Another difference between the isolated model and perfect communication is that in the first one the initial reserves of each of the wells are known beforehand. With perfect communication that quantity remains unknown until the well stops producing. In this case the wells will be abandoned when their rates fall below the economic limit, or when the reservoir has exhausted its reserves. In other words, with perfect communication well reserves are unknowns that the simulation finally solves.

The fact that well reserves are found out at the end impacts on other parts of the system. For instance, the system can no longer auto-deplete a reservoir the way it did before. Given that well reserves are unknown beforehand, there is no way to calculate how many times the initial pattern of producers and injectors must be cloned. The user can still indicate the system to auto-deplete a reservoir by providing the total number of wells to be drilled in that development.

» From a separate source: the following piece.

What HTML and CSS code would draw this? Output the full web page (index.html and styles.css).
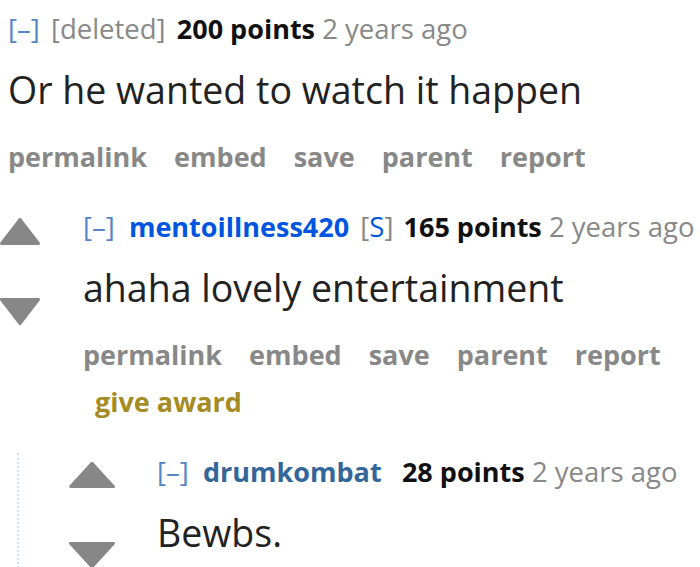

Perfect communication also impacts on infill drilling. In the isolated case the user must tell the system how the infill will affect the reserves of existing wells. That specification is no longer possible or necessary. Since the performance of any well is already dependent on all active wells in the reservoir, any infill drilling will affect the performance of the other wells.

In the case of gas reservoirs that use pressure-dependent decline curves such as deliverability or quadratic declines, the property of perfect communication is supported in such a way that the pressure of the reservoir is equilibrated.

The action of decline switching makes no sense when the reservoir has perfect communication. Such action is intended to change a well decline with another; consequently it is not applicable when all the wells obey the same reservoir decline.

Finally, being the well reserves found out at the end makes it impossible to book well reserves in that way.